__AIM OF THE EXERCISE__: Begin the copy with the line that contains "Rebuild this screenshot as a component, using" and end it with the line that contains "string; value?: string". Print these lines exactly and omit all pictures.

● ● ●

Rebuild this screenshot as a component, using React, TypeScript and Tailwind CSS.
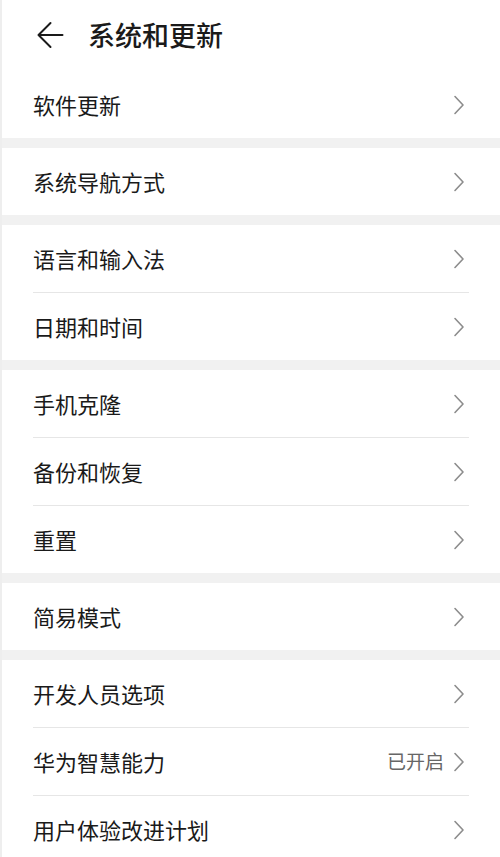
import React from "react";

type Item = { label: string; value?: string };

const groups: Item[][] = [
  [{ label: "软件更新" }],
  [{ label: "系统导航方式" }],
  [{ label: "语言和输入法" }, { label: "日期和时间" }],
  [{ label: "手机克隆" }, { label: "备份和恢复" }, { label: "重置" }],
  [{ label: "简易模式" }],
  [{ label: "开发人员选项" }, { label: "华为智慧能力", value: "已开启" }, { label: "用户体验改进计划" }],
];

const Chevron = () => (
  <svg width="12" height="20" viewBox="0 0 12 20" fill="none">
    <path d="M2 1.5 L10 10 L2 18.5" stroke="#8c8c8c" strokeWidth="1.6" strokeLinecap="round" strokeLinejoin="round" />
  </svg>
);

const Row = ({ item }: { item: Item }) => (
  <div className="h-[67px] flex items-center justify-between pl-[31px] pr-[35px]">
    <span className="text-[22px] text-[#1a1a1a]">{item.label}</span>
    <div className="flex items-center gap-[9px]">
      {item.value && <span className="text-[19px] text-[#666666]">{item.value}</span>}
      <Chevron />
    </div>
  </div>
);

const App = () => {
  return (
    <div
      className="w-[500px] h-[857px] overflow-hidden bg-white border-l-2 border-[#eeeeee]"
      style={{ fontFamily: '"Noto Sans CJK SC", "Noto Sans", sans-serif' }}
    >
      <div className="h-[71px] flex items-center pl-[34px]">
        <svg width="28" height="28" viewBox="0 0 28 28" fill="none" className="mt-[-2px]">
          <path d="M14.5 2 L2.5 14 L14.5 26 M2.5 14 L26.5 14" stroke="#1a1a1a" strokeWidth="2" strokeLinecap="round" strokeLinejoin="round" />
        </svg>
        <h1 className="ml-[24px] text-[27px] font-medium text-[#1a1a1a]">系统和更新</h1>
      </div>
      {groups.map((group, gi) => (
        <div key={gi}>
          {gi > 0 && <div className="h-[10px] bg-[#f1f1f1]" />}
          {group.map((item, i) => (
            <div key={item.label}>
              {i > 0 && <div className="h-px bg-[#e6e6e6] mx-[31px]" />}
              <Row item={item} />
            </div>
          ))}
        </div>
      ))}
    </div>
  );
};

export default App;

● ● ●

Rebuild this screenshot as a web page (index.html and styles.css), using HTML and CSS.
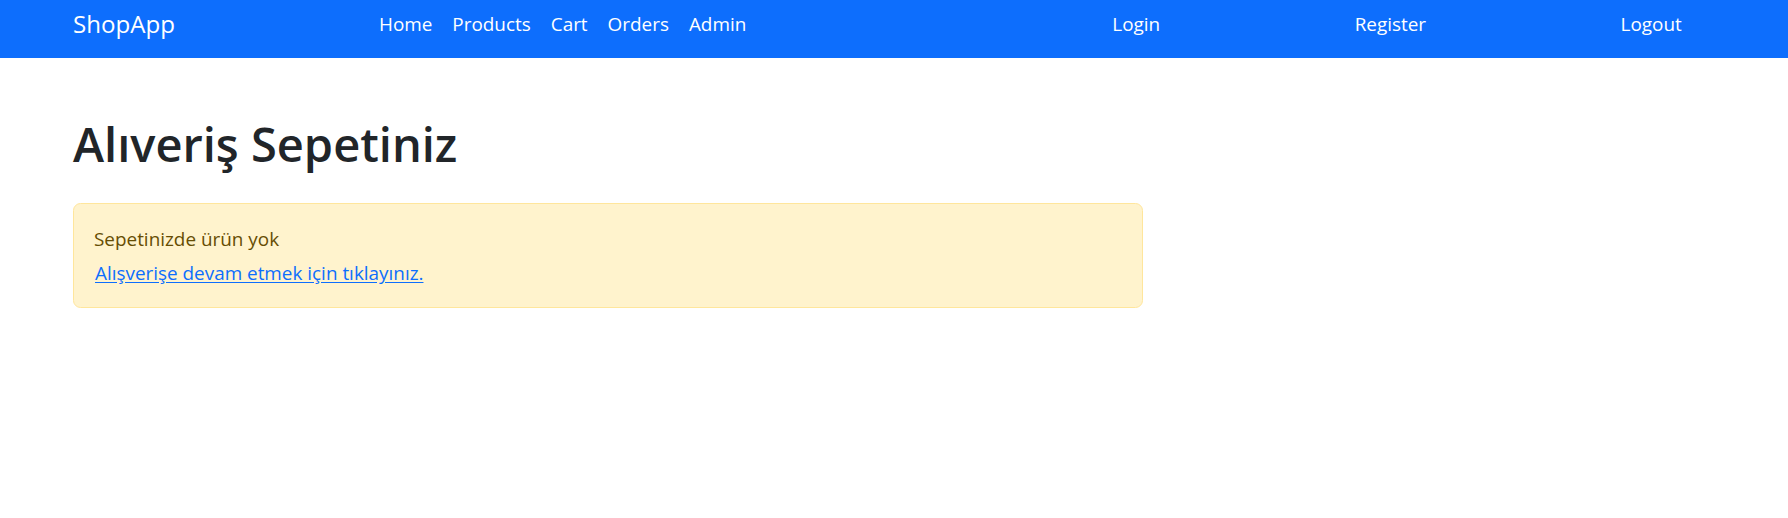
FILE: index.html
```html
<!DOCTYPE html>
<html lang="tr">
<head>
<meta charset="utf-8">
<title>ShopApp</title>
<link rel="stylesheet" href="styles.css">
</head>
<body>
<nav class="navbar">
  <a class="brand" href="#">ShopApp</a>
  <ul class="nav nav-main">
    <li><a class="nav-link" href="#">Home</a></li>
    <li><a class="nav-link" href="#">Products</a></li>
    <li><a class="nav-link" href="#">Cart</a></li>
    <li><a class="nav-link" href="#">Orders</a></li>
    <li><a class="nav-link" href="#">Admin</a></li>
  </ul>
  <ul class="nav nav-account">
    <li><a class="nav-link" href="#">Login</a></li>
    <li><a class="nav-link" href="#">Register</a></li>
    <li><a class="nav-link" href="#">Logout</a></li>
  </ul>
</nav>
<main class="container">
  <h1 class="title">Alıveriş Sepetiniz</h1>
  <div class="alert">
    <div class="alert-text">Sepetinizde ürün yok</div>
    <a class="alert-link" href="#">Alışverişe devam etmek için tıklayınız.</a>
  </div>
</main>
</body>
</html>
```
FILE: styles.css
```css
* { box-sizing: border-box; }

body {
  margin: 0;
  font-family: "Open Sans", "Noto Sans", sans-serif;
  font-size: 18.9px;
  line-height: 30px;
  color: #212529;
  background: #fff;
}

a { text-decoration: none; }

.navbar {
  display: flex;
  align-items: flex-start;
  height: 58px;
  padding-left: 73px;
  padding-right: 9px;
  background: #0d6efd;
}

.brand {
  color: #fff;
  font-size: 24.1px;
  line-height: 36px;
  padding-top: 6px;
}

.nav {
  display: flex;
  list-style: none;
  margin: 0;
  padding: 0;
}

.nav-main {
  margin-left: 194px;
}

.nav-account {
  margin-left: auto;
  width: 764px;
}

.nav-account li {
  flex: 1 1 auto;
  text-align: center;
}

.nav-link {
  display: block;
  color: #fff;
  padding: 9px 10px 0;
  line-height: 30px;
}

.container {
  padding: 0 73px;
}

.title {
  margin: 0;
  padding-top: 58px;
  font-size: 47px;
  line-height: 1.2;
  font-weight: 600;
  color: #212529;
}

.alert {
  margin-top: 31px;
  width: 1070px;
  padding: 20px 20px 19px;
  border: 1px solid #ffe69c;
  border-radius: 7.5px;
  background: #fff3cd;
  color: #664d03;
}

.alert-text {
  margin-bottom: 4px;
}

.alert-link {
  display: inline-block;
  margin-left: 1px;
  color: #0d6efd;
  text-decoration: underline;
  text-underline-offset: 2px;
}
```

● ● ●

__RESPONSE FOR THIS EXERCISE__:
Rebuild this screenshot as a component, using React, TypeScript and Tailwind CSS.
import React from "react";

type Item = { label: string; value?: string };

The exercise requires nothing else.